>> Start RECORDED INFORMATION
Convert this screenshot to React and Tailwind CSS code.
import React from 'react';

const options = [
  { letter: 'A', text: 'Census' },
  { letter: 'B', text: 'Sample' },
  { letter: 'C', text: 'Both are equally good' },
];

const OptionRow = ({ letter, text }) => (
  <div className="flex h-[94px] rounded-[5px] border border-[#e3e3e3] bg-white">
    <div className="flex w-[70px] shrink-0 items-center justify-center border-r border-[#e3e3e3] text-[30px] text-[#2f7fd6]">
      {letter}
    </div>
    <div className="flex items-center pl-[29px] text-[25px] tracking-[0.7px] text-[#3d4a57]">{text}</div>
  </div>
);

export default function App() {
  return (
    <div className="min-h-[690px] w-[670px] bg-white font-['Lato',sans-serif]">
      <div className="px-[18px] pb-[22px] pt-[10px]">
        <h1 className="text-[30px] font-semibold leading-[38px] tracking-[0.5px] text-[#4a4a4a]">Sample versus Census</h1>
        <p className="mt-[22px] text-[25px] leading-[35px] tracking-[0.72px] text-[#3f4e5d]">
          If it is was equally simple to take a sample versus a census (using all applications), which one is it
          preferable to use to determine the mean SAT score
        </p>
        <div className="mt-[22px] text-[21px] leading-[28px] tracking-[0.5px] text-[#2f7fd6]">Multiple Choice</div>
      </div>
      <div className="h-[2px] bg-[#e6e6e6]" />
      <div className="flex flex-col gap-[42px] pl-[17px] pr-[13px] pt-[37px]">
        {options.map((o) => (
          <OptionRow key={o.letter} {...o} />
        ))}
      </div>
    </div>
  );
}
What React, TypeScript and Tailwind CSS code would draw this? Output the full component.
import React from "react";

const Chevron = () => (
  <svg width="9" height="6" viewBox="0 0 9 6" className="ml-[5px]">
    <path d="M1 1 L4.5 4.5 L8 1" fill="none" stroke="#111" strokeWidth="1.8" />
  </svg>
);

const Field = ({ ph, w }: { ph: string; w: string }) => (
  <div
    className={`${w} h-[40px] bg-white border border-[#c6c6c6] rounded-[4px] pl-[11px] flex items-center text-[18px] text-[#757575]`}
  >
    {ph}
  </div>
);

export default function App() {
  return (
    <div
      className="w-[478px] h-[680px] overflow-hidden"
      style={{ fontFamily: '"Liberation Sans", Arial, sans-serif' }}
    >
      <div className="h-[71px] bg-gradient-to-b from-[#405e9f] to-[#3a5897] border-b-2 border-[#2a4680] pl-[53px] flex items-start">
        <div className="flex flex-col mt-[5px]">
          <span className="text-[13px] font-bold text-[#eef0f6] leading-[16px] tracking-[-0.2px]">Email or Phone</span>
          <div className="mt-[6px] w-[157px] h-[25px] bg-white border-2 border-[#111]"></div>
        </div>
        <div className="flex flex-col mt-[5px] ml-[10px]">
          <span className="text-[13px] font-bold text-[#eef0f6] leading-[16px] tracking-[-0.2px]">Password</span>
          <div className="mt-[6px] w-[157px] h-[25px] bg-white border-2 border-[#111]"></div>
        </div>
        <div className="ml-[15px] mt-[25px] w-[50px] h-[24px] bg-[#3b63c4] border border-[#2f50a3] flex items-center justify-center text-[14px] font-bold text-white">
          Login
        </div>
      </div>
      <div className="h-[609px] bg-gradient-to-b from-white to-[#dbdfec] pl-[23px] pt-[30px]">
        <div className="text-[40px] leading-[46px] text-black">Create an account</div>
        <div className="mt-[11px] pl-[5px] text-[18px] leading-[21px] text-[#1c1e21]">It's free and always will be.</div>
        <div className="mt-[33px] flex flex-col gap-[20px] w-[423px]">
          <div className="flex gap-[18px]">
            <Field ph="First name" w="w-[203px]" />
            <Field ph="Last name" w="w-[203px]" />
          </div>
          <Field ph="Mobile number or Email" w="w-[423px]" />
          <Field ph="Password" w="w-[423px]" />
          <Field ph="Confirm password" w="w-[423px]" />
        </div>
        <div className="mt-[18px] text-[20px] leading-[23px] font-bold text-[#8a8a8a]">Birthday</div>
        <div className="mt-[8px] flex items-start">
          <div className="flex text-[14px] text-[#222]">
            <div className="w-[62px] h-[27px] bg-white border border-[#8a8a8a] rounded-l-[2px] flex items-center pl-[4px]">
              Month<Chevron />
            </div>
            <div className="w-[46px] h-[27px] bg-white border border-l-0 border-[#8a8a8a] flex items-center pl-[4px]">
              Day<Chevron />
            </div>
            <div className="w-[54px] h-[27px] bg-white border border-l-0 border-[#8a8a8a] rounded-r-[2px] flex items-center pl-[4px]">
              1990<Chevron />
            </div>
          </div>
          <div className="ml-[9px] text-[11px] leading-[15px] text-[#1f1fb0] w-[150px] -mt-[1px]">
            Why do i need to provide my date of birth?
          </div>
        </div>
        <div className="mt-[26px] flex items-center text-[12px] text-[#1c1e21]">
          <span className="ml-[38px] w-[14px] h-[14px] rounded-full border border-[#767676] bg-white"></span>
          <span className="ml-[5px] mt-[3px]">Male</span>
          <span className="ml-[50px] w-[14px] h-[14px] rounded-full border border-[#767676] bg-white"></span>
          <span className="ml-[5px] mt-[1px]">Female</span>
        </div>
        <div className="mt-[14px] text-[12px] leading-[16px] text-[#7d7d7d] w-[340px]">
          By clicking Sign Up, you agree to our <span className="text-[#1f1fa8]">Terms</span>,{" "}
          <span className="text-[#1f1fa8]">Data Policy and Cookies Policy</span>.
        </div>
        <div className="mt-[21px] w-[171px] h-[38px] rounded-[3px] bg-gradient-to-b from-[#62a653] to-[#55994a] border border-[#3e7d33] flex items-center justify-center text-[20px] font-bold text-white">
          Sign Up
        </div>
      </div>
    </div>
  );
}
>> End RECORDED INFORMATION
→ **TASK TO COMPLETE**:
Write the entire listing out again, word for word.

→ **THE OUTPUT**:
Convert this screenshot to React and Tailwind CSS code.
import React from 'react';

const options = [
  { letter: 'A', text: 'Census' },
  { letter: 'B', text: 'Sample' },
  { letter: 'C', text: 'Both are equally good' },
];

const OptionRow = ({ letter, text }) => (
  <div className="flex h-[94px] rounded-[5px] border border-[#e3e3e3] bg-white">
    <div className="flex w-[70px] shrink-0 items-center justify-center border-r border-[#e3e3e3] text-[30px] text-[#2f7fd6]">
      {letter}
    </div>
    <div className="flex items-center pl-[29px] text-[25px] tracking-[0.7px] text-[#3d4a57]">{text}</div>
  </div>
);

export default function App() {
  return (
    <div className="min-h-[690px] w-[670px] bg-white font-['Lato',sans-serif]">
      <div className="px-[18px] pb-[22px] pt-[10px]">
        <h1 className="text-[30px] font-semibold leading-[38px] tracking-[0.5px] text-[#4a4a4a]">Sample versus Census</h1>
        <p className="mt-[22px] text-[25px] leading-[35px] tracking-[0.72px] text-[#3f4e5d]">
          If it is was equally simple to take a sample versus a census (using all applications), which one is it
          preferable to use to determine the mean SAT score
        </p>
        <div className="mt-[22px] text-[21px] leading-[28px] tracking-[0.5px] text-[#2f7fd6]">Multiple Choice</div>
      </div>
      <div className="h-[2px] bg-[#e6e6e6]" />
      <div className="flex flex-col gap-[42px] pl-[17px] pr-[13px] pt-[37px]">
        {options.map((o) => (
          <OptionRow key={o.letter} {...o} />
        ))}
      </div>
    </div>
  );
}
What React, TypeScript and Tailwind CSS code would draw this? Output the full component.
import React from "react";

const Chevron = () => (
  <svg width="9" height="6" viewBox="0 0 9 6" className="ml-[5px]">
    <path d="M1 1 L4.5 4.5 L8 1" fill="none" stroke="#111" strokeWidth="1.8" />
  </svg>
);

const Field = ({ ph, w }: { ph: string; w: string }) => (
  <div
    className={`${w} h-[40px] bg-white border border-[#c6c6c6] rounded-[4px] pl-[11px] flex items-center text-[18px] text-[#757575]`}
  >
    {ph}
  </div>
);

export default function App() {
  return (
    <div
      className="w-[478px] h-[680px] overflow-hidden"
      style={{ fontFamily: '"Liberation Sans", Arial, sans-serif' }}
    >
      <div className="h-[71px] bg-gradient-to-b from-[#405e9f] to-[#3a5897] border-b-2 border-[#2a4680] pl-[53px] flex items-start">
        <div className="flex flex-col mt-[5px]">
          <span className="text-[13px] font-bold text-[#eef0f6] leading-[16px] tracking-[-0.2px]">Email or Phone</span>
          <div className="mt-[6px] w-[157px] h-[25px] bg-white border-2 border-[#111]"></div>
        </div>
        <div className="flex flex-col mt-[5px] ml-[10px]">
          <span className="text-[13px] font-bold text-[#eef0f6] leading-[16px] tracking-[-0.2px]">Password</span>
          <div className="mt-[6px] w-[157px] h-[25px] bg-white border-2 border-[#111]"></div>
        </div>
        <div className="ml-[15px] mt-[25px] w-[50px] h-[24px] bg-[#3b63c4] border border-[#2f50a3] flex items-center justify-center text-[14px] font-bold text-white">
          Login
        </div>
      </div>
      <div className="h-[609px] bg-gradient-to-b from-white to-[#dbdfec] pl-[23px] pt-[30px]">
        <div className="text-[40px] leading-[46px] text-black">Create an account</div>
        <div className="mt-[11px] pl-[5px] text-[18px] leading-[21px] text-[#1c1e21]">It's free and always will be.</div>
        <div className="mt-[33px] flex flex-col gap-[20px] w-[423px]">
          <div className="flex gap-[18px]">
            <Field ph="First name" w="w-[203px]" />
            <Field ph="Last name" w="w-[203px]" />
          </div>
          <Field ph="Mobile number or Email" w="w-[423px]" />
          <Field ph="Password" w="w-[423px]" />
          <Field ph="Confirm password" w="w-[423px]" />
        </div>
        <div className="mt-[18px] text-[20px] leading-[23px] font-bold text-[#8a8a8a]">Birthday</div>
        <div className="mt-[8px] flex items-start">
          <div className="flex text-[14px] text-[#222]">
            <div className="w-[62px] h-[27px] bg-white border border-[#8a8a8a] rounded-l-[2px] flex items-center pl-[4px]">
              Month<Chevron />
            </div>
            <div className="w-[46px] h-[27px] bg-white border border-l-0 border-[#8a8a8a] flex items-center pl-[4px]">
              Day<Chevron />
            </div>
            <div className="w-[54px] h-[27px] bg-white border border-l-0 border-[#8a8a8a] rounded-r-[2px] flex items-center pl-[4px]">
              1990<Chevron />
            </div>
          </div>
          <div className="ml-[9px] text-[11px] leading-[15px] text-[#1f1fb0] w-[150px] -mt-[1px]">
            Why do i need to provide my date of birth?
          </div>
        </div>
        <div className="mt-[26px] flex items-center text-[12px] text-[#1c1e21]">
          <span className="ml-[38px] w-[14px] h-[14px] rounded-full border border-[#767676] bg-white"></span>
          <span className="ml-[5px] mt-[3px]">Male</span>
          <span className="ml-[50px] w-[14px] h-[14px] rounded-full border border-[#767676] bg-white"></span>
          <span className="ml-[5px] mt-[1px]">Female</span>
        </div>
        <div className="mt-[14px] text-[12px] leading-[16px] text-[#7d7d7d] w-[340px]">
          By clicking Sign Up, you agree to our <span className="text-[#1f1fa8]">Terms</span>,{" "}
          <span className="text-[#1f1fa8]">Data Policy and Cookies Policy</span>.
        </div>
        <div className="mt-[21px] w-[171px] h-[38px] rounded-[3px] bg-gradient-to-b from-[#62a653] to-[#55994a] border border-[#3e7d33] flex items-center justify-center text-[20px] font-bold text-white">
          Sign Up
        </div>
      </div>
    </div>
  );
}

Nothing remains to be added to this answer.